▸ **Problem**:
Below is a listing to write out in full, exactly as given, without its pictures.

====== Raw data

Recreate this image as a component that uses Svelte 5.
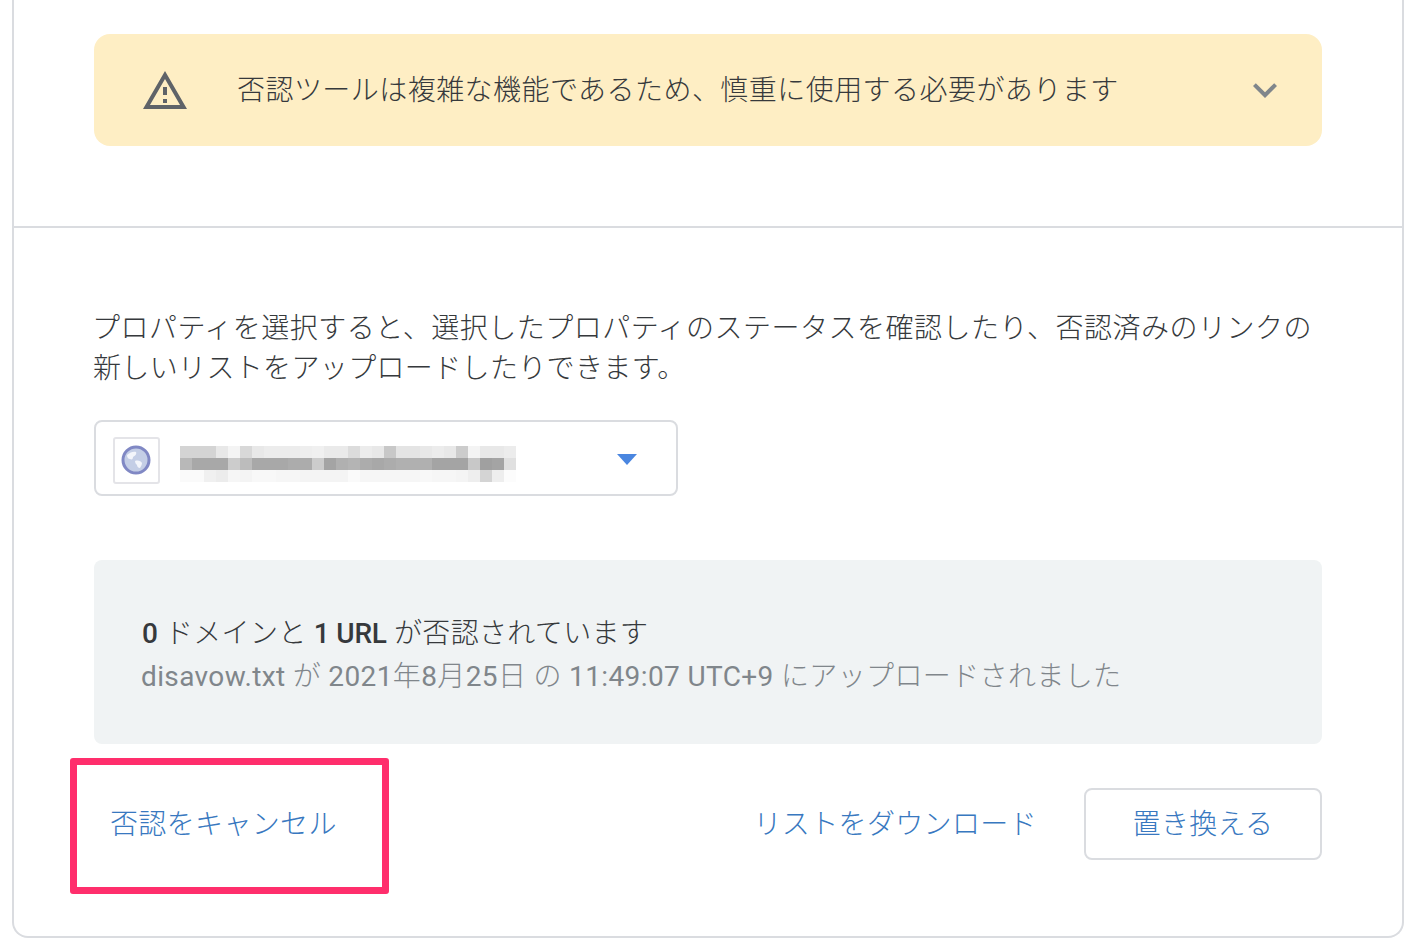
<script lang="ts">
    // grey levels of the pixelated site name, one row per list
    const rows = [
        "d4 d4 d4 e8 f4 d8 e8 ec ec ec ee f0 ea ea dc ec e8 c8 e4 e4 e8 ec e8 cc f4 e8 e8 ec",
        "b8 a8 a8 a8 cc bc a8 a8 a8 ac ac cc a4 b0 b4 ac a8 ac b0 b0 b0 a4 a4 a4 c8 a0 a4 e0",
        "fa fa f0 ec f6 f4 f8 f8 f6 f6 f4 f4 f4 f4 fa f6 f6 f6 f6 f6 f8 f6 f6 f4 ee d4 ee fc"
    ]
    const cells = rows.flatMap((row) => row.split(" ").map((v) => `#${v}${v}${v}`))
</script>

<div class="card">
    <section class="top">
        <div class="banner">
            <svg class="warn" viewBox="0 0 24 24" width="48" height="48" aria-hidden="true">
                <path d="M1 21h22L12 2 1 21zm3.47-2L12 5.99 19.53 19H4.47zM11 16h2v2h-2zm0-6h2v4h-2z" />
            </svg>
            <span class="banner-text">否認ツールは複雑な機能であるため、慎重に使用する必要があります</span>
            <svg class="chevron" viewBox="0 0 24 24" width="48" height="48" aria-hidden="true">
                <path d="M16.59 8.59L12 13.17 7.41 8.59 6 10l6 6 6-6z" />
            </svg>
        </div>
    </section>

    <section class="main">
        <p class="intro"><span class="wide">プロパティを選択すると、選択したプロパティのステータスを確認したり、否認済みのリンクの</span><br />新しいリストをアップロードしたりできます。</p>

        <div class="select">
            <div class="favicon">
                <svg viewBox="0 0 32 32" width="32" height="32" aria-hidden="true">
                    <circle cx="16" cy="16" r="13" fill="#c4cee6" stroke="#8088c4" stroke-width="3" />
                    <path d="M7 11c3-3 7-4 9-3 1 2-1 4-3 5 0 2-1 3-3 2-2 0-3-2-3-4zM15 17c3-1 6 0 7 2 0 2-1 3-2 5-2 0-3-2-3-3-1-1-2-2-2-4z" fill="#f3f5fb" />
                </svg>
            </div>
            <div class="pixels" aria-hidden="true">
                {#each cells as c}
                    <span style={`background: ${c}`}></span>
                {/each}
            </div>
            <span class="caret"></span>
        </div>

        <div class="status">
            <div class="count"><b>0</b> ドメインと <b>1 URL</b> が否認されています</div>
            <div class="upload"><i>disavow.txt</i> が <i>2021</i>年<i>8</i>月<i>25</i>日 の <i>11:49:07 UTC+9</i> にアップロードされました</div>
        </div>

        <div class="actions">
            <span class="cancel">
                否認をキャンセル
                <span class="highlight"></span>
            </span>
            <span class="download">リストをダウンロード</span>
            <button>置き換える</button>
        </div>
    </section>
</div>

<style>
    :global(body) {
        margin: 0;
        background: #fff;
    }
    .card {
        box-sizing: border-box;
        width: 1392px;
        height: 938px;
        margin-left: 12px;
        border: 2px solid #dadce0;
        border-top: none;
        border-radius: 0 0 16px 16px;
        font-family: Roboto, "Noto Sans CJK JP", sans-serif;
        font-size: 28px;
        font-weight: 300;
        letter-spacing: 0.35px;
        color: #36393c;
    }
    .top {
        box-sizing: border-box;
        height: 228px;
        padding: 34px 80px 0;
        border-bottom: 2px solid #dadce0;
    }
    .banner {
        display: flex;
        align-items: center;
        height: 112px;
        padding: 0 33px 0 47px;
        border-radius: 16px;
        background: #feeec4;
    }
    .warn {
        fill: #5f6368;
        margin-top: 2px;
    }
    .banner-text {
        margin: 0 0 4px 48px;
        flex: 1;
        letter-spacing: 0.45px;
    }
    .chevron {
        fill: #80868b;
    }
    .main {
        padding: 81px 80px 0;
    }
    .intro {
        margin: 0 0 0 -1px;
        line-height: 40px;
        white-space: nowrap;
    }
    .wide {
        margin-left: -1px;
        letter-spacing: 0.5px;
    }
    .select {
        box-sizing: border-box;
        display: flex;
        align-items: flex-start;
        width: 584px;
        height: 76px;
        margin-top: 31px;
        padding: 15px 0 0 17px;
        border: 2px solid #dadce0;
        border-radius: 8px;
    }
    .favicon {
        box-sizing: border-box;
        display: flex;
        align-items: center;
        justify-content: center;
        width: 47px;
        height: 47px;
        padding: 0 2px 2px 0;
        border: 2px solid #e4e4e8;
        border-radius: 3px;
    }
    .favicon svg {
        filter: blur(0.7px);
    }
    .pixels {
        display: grid;
        grid-template-columns: repeat(28, 12px);
        grid-auto-rows: 12px;
        margin: 9px 0 0 20px;
        filter: blur(0.6px);
    }
    .caret {
        width: 0;
        height: 0;
        margin: 17px 0 0 101px;
        border-left: 10px solid transparent;
        border-right: 10px solid transparent;
        border-top: 11px solid #4a86e0;
    }
    .status {
        box-sizing: border-box;
        height: 184px;
        margin-top: 64px;
        padding: 52px 47px 0;
        border-radius: 8px;
        background: #f0f3f4;
        line-height: 44px;
        white-space: nowrap;
    }
    .count {
        padding-left: 1px;
    }
    .status b {
        font-weight: 500;
        letter-spacing: -0.2px;
    }
    .upload {
        margin-top: -1px;
        color: #80868b;
        letter-spacing: 0.38px;
    }
    .upload i {
        font-style: normal;
        font-weight: 400;
    }
    .actions {
        display: flex;
        align-items: center;
        height: 72px;
        margin-top: 44px;
        padding-left: 16px;
        color: #3878c0;
    }
    .cancel {
        position: relative;
        margin-bottom: 4px;
    }
    .highlight {
        position: absolute;
        left: -40px;
        top: -44px;
        box-sizing: border-box;
        width: 319px;
        height: 136px;
        border: 7px solid #ff2e6c;
        border-radius: 3px;
    }
    .download {
        margin: 0 0 4px auto;
    }
    button {
        box-sizing: border-box;
        width: 238px;
        height: 72px;
        margin-left: 47px;
        padding: 0 0 4px;
        border: 2px solid #dadce0;
        border-radius: 8px;
        background: #fff;
        font: inherit;
        letter-spacing: inherit;
        color: inherit;
    }
</style>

============

▸ **Written solution**:
Recreate this image as a component that uses Svelte 5.
<script lang="ts">
    // grey levels of the pixelated site name, one row per list
    const rows = [
        "d4 d4 d4 e8 f4 d8 e8 ec ec ec ee f0 ea ea dc ec e8 c8 e4 e4 e8 ec e8 cc f4 e8 e8 ec",
        "b8 a8 a8 a8 cc bc a8 a8 a8 ac ac cc a4 b0 b4 ac a8 ac b0 b0 b0 a4 a4 a4 c8 a0 a4 e0",
        "fa fa f0 ec f6 f4 f8 f8 f6 f6 f4 f4 f4 f4 fa f6 f6 f6 f6 f6 f8 f6 f6 f4 ee d4 ee fc"
    ]
    const cells = rows.flatMap((row) => row.split(" ").map((v) => `#${v}${v}${v}`))
</script>

<div class="card">
    <section class="top">
        <div class="banner">
            <svg class="warn" viewBox="0 0 24 24" width="48" height="48" aria-hidden="true">
                <path d="M1 21h22L12 2 1 21zm3.47-2L12 5.99 19.53 19H4.47zM11 16h2v2h-2zm0-6h2v4h-2z" />
            </svg>
            <span class="banner-text">否認ツールは複雑な機能であるため、慎重に使用する必要があります</span>
            <svg class="chevron" viewBox="0 0 24 24" width="48" height="48" aria-hidden="true">
                <path d="M16.59 8.59L12 13.17 7.41 8.59 6 10l6 6 6-6z" />
            </svg>
        </div>
    </section>

    <section class="main">
        <p class="intro"><span class="wide">プロパティを選択すると、選択したプロパティのステータスを確認したり、否認済みのリンクの</span><br />新しいリストをアップロードしたりできます。</p>

        <div class="select">
            <div class="favicon">
                <svg viewBox="0 0 32 32" width="32" height="32" aria-hidden="true">
                    <circle cx="16" cy="16" r="13" fill="#c4cee6" stroke="#8088c4" stroke-width="3" />
                    <path d="M7 11c3-3 7-4 9-3 1 2-1 4-3 5 0 2-1 3-3 2-2 0-3-2-3-4zM15 17c3-1 6 0 7 2 0 2-1 3-2 5-2 0-3-2-3-3-1-1-2-2-2-4z" fill="#f3f5fb" />
                </svg>
            </div>
            <div class="pixels" aria-hidden="true">
                {#each cells as c}
                    <span style={`background: ${c}`}></span>
                {/each}
            </div>
            <span class="caret"></span>
        </div>

        <div class="status">
            <div class="count"><b>0</b> ドメインと <b>1 URL</b> が否認されています</div>
            <div class="upload"><i>disavow.txt</i> が <i>2021</i>年<i>8</i>月<i>25</i>日 の <i>11:49:07 UTC+9</i> にアップロードされました</div>
        </div>

        <div class="actions">
            <span class="cancel">
                否認をキャンセル
                <span class="highlight"></span>
            </span>
            <span class="download">リストをダウンロード</span>
            <button>置き換える</button>
        </div>
    </section>
</div>

<style>
    :global(body) {
        margin: 0;
        background: #fff;
    }
    .card {
        box-sizing: border-box;
        width: 1392px;
        height: 938px;
        margin-left: 12px;
        border: 2px solid #dadce0;
        border-top: none;
        border-radius: 0 0 16px 16px;
        font-family: Roboto, "Noto Sans CJK JP", sans-serif;
        font-size: 28px;
        font-weight: 300;
        letter-spacing: 0.35px;
        color: #36393c;
    }
    .top {
        box-sizing: border-box;
        height: 228px;
        padding: 34px 80px 0;
        border-bottom: 2px solid #dadce0;
    }
    .banner {
        display: flex;
        align-items: center;
        height: 112px;
        padding: 0 33px 0 47px;
        border-radius: 16px;
        background: #feeec4;
    }
    .warn {
        fill: #5f6368;
        margin-top: 2px;
    }
    .banner-text {
        margin: 0 0 4px 48px;
        flex: 1;
        letter-spacing: 0.45px;
    }
    .chevron {
        fill: #80868b;
    }
    .main {
        padding: 81px 80px 0;
    }
    .intro {
        margin: 0 0 0 -1px;
        line-height: 40px;
        white-space: nowrap;
    }
    .wide {
        margin-left: -1px;
        letter-spacing: 0.5px;
    }
    .select {
        box-sizing: border-box;
        display: flex;
        align-items: flex-start;
        width: 584px;
        height: 76px;
        margin-top: 31px;
        padding: 15px 0 0 17px;
        border: 2px solid #dadce0;
        border-radius: 8px;
    }
    .favicon {
        box-sizing: border-box;
        display: flex;
        align-items: center;
        justify-content: center;
        width: 47px;
        height: 47px;
        padding: 0 2px 2px 0;
        border: 2px solid #e4e4e8;
        border-radius: 3px;
    }
    .favicon svg {
        filter: blur(0.7px);
    }
    .pixels {
        display: grid;
        grid-template-columns: repeat(28, 12px);
        grid-auto-rows: 12px;
        margin: 9px 0 0 20px;
        filter: blur(0.6px);
    }
    .caret {
        width: 0;
        height: 0;
        margin: 17px 0 0 101px;
        border-left: 10px solid transparent;
        border-right: 10px solid transparent;
        border-top: 11px solid #4a86e0;
    }
    .status {
        box-sizing: border-box;
        height: 184px;
        margin-top: 64px;
        padding: 52px 47px 0;
        border-radius: 8px;
        background: #f0f3f4;
        line-height: 44px;
        white-space: nowrap;
    }
    .count {
        padding-left: 1px;
    }
    .status b {
        font-weight: 500;
        letter-spacing: -0.2px;
    }
    .upload {
        margin-top: -1px;
        color: #80868b;
        letter-spacing: 0.38px;
    }
    .upload i {
        font-style: normal;
        font-weight: 400;
    }
    .actions {
        display: flex;
        align-items: center;
        height: 72px;
        margin-top: 44px;
        padding-left: 16px;
        color: #3878c0;
    }
    .cancel {
        position: relative;
        margin-bottom: 4px;
    }
    .highlight {
        position: absolute;
        left: -40px;
        top: -44px;
        box-sizing: border-box;
        width: 319px;
        height: 136px;
        border: 7px solid #ff2e6c;
        border-radius: 3px;
    }
    .download {
        margin: 0 0 4px auto;
    }
    button {
        box-sizing: border-box;
        width: 238px;
        height: 72px;
        margin-left: 47px;
        padding: 0 0 4px;
        border: 2px solid #dadce0;
        border-radius: 8px;
        background: #fff;
        font: inherit;
        letter-spacing: inherit;
        color: inherit;
    }
</style>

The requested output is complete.